Allow me to get into the math :)

In the absence of atmosphere, a Terragen sunlight strength of 1 falling directly (perpendicularly) onto a diffuse surface with albedo 1 seen with camera exposure 1 produces a pixel of value 1 in the EXR. That's the scale that everything else derives from.

With the sun's angular diameter at 0.5 degrees (approximately correct for Earth), the math I use in Terragen creates a pixel luminance ratio of approximately 26263. That means if you use a sunlight strength 1 and camera exposure 1, pre-atmosphere the sun will appear with values of about 26263 in the EXR. If you change the sun's angular diameter you get a different value.

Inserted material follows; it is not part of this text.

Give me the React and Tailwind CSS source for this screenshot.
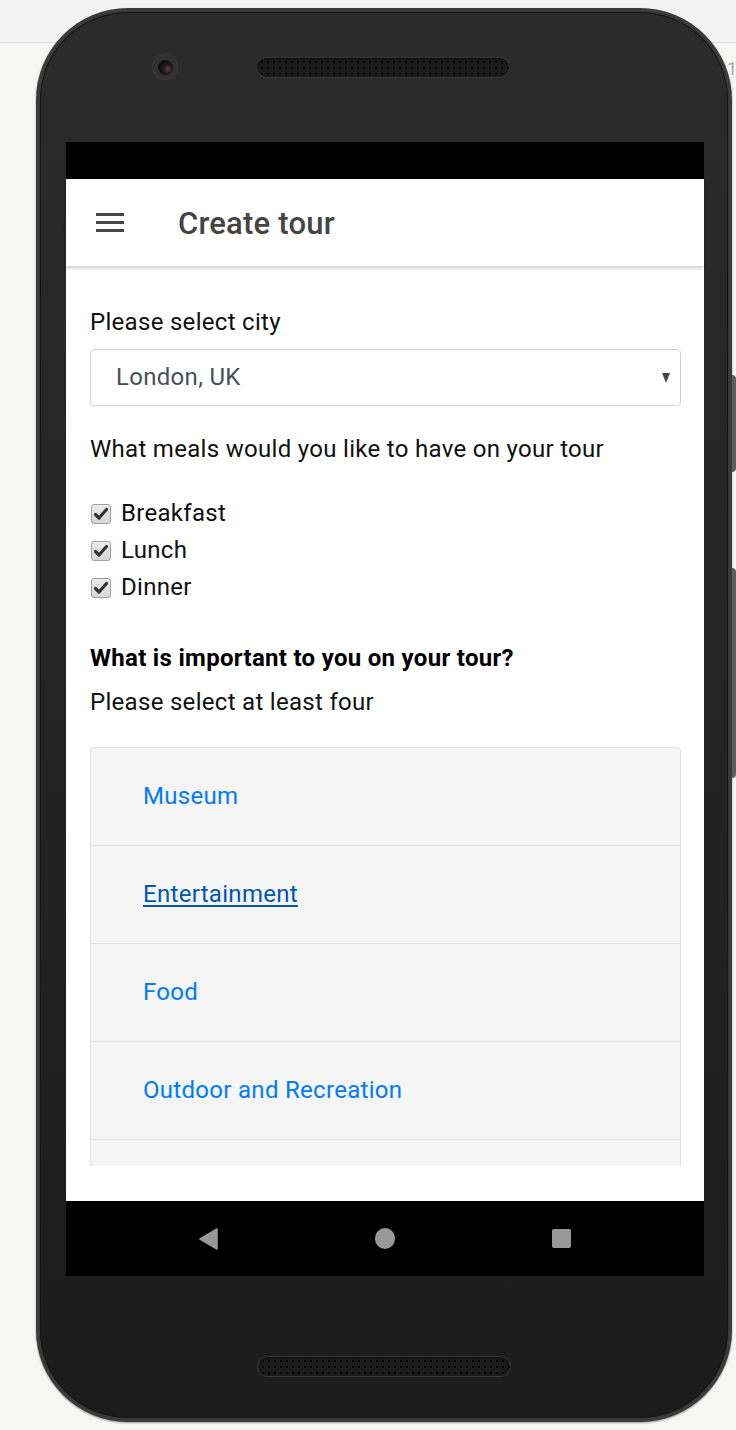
const meals = ["Breakfast", "Lunch", "Dinner"];
const interests = ["Museum", "Entertainment", "Food", "Outdoor and Recreation", ""];

function Speaker() {
  return (
    <div className="w-[254px] h-[21px] rounded-full border border-[#3a3a3a] bg-[#1b1b1b] bg-[radial-gradient(circle,#050505_1px,transparent_1.6px)] bg-[length:6px_6px] bg-[position:2px_1px] shadow-[inset_0_1px_2px_rgba(0,0,0,0.6)]" />
  );
}

function Checkbox() {
  return (
    <span className="w-[20px] h-[20px] rounded-[3px] border border-[#a0a0a0] bg-[linear-gradient(#ececec,#d6d6d6)] flex items-center justify-center">
      <svg width="14" height="14" viewBox="0 0 14 14">
        <path d="M1.5 7.5l3.5 3.5L12.5 2.5" fill="none" stroke="#333" strokeWidth="3.2" strokeLinecap="round" strokeLinejoin="round" />
      </svg>
    </span>
  );
}

export default function App() {
  return (
    <div className="relative w-[736px] h-[1430px] overflow-hidden bg-[#f6f6f4] font-[Roboto,sans-serif]">
      <div className="absolute top-0 left-0 w-full h-[43px] bg-[#f3f3f3] border-b border-[#dedede]" />
      <span className="absolute left-[727px] top-[58px] text-[18px] leading-[22px] text-[#aaa]">1</span>

      <div className="relative ml-[36px] mt-[8px] w-[696px] h-[1414px] rounded-[92px] bg-[#3a3a3a] p-[4px] shadow-[0_1px_2px_rgba(0,0,0,0.4)]">
        <div className="absolute right-[-4px] top-[367px] w-[4px] h-[97px] rounded-r bg-[#5c5c5c]" />
        <div className="absolute right-[-4px] top-[560px] w-[4px] h-[210px] rounded-r bg-[#5c5c5c]" />

        <div className="w-full h-full rounded-[88px] bg-[linear-gradient(#2b2b2b,#1c1c1c)] shadow-[inset_0_0_0_1px_#141414] flex flex-col">
          <div className="h-[130px] flex items-center pl-[113px] pb-[20px]">
            <div className="w-[24px] h-[24px] rounded-full bg-[#303030] shadow-[0_0_0_1px_#3a3a3a] flex items-center justify-center">
              <div className="w-[15px] h-[15px] rounded-full bg-[radial-gradient(circle_at_65%_60%,#7a3a3a_0,#1a1a22_35%,#0c0c0c_70%)]" />
            </div>
            <div className="ml-[79px]">
              <Speaker />
            </div>
          </div>

          <div className="ml-[26px] w-[638px] h-[1134px] flex flex-col bg-white">
            <div className="h-[37px] bg-black" />
            <div className="h-[87px] flex items-center bg-white shadow-[0_2px_4px_rgba(0,0,0,0.22)] relative z-10">
              <div className="ml-[30px] flex flex-col gap-[5px]">
                <span className="block w-[28px] h-[3px] bg-[#444]" />
                <span className="block w-[28px] h-[3px] bg-[#444]" />
                <span className="block w-[28px] h-[3px] bg-[#444]" />
              </div>
              <h1 className="ml-[54px] pt-[3px] text-[31px] font-medium text-[#444] tracking-[0.2px]">Create tour</h1>
            </div>

            <div className="h-[935px] pb-[35px] flex flex-col">
              <div className="flex-1 overflow-hidden pl-[24px] pr-[23px] pt-[40px] text-[24px] leading-[33px] tracking-[0.3px] text-[#111]">
                <p>Please select city</p>
                <div className="mt-[10px] h-[57px] rounded-[4px] border border-[#ced4da] flex items-center justify-between pl-[25px] pr-[10px]">
                  <span className="text-[#495057]">London, UK</span>
                  <svg width="8" height="10" viewBox="0 0 8 10">
                    <path d="M0 0h8L4 10z" fill="#444" />
                  </svg>
                </div>

                <p className="mt-[27px]">What meals would you like to have on your tour</p>
                <div className="mt-[29px] flex flex-col">
                  {meals.map((m) => (
                    <label key={m} className="h-[37px] flex items-center gap-[10px] pl-[1px]">
                      <Checkbox />
                      <span>{m}</span>
                    </label>
                  ))}
                </div>

                <p className="mt-[36px] font-bold text-black">What is important to you on your tour?</p>
                <p className="mt-[11px]">Please select at least four</p>

                <ul className="mt-[28px] rounded-t-[4px] border border-[#e0e0e0] bg-[#f5f5f5]">
                  {interests.map((item, i) => (
                    <li key={i} className="h-[98px] flex items-center pl-[52px] border-b border-[#e0e0e0]">
                      <a
                        className={
                          item === "Entertainment"
                            ? "text-[#0056b3] underline underline-offset-[3px]"
                            : "text-[#007bff]"
                        }
                      >
                        {item}
                      </a>
                    </li>
                  ))}
                </ul>
              </div>
            </div>

            <div className="h-[75px] bg-black flex items-center justify-center">
              <div className="w-[176px] flex justify-center">
                <svg width="20" height="22" viewBox="0 0 20 22">
                  <path d="M18 1v20L1 11z" fill="#999" stroke="#999" strokeWidth="1.5" strokeLinejoin="round" />
                </svg>
              </div>
              <div className="w-[176px] flex justify-center">
                <span className="block w-[20px] h-[21px] rounded-full bg-[#999]" />
              </div>
              <div className="w-[176px] flex justify-center">
                <span className="block w-[19px] h-[19px] rounded-[2px] bg-[#999]" />
              </div>
            </div>
          </div>

          <div className="flex-1 flex items-end justify-center pb-[41px]">
            <Speaker />
          </div>
        </div>
      </div>
    </div>
  );
}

That's because luminance is inversely proportional to the square of the angular diameter (for relatively small angles) so that the total energy from the sun remains the same.

That's for sun strength and exposure of 1. In the default scene the sunlight intensity is actually 5 so this creates pixels with 5 times that value. Incidentally that's beyond what 16-bit EXR can store, but if you increase the diameter 0.75 that brings the luminance in range.


Therefore:

    If the pre-atmosphere sun needs to be 2.43e9 nits, and you rendered with sun intensity 1 and exposure 1, you should scale the EXR output by 2.43e9 / 26263 ~= 92525.
    If the pre-atmosphere sun needs to be 2.43e9 nits, and you rendered with sun intensity 5 and exposure 1, you should scale the EXR output by 2.43e9 / (26263 * 5) ~= 18505.


Unfortunately because Terragen outputs only 16-bit EXR at the moment, you can't create an EXR with actual values in nits, if that's what you wanted. But I would try to standardize on either 1 or 5 for the sun intensity and then you have a constant scaling factor.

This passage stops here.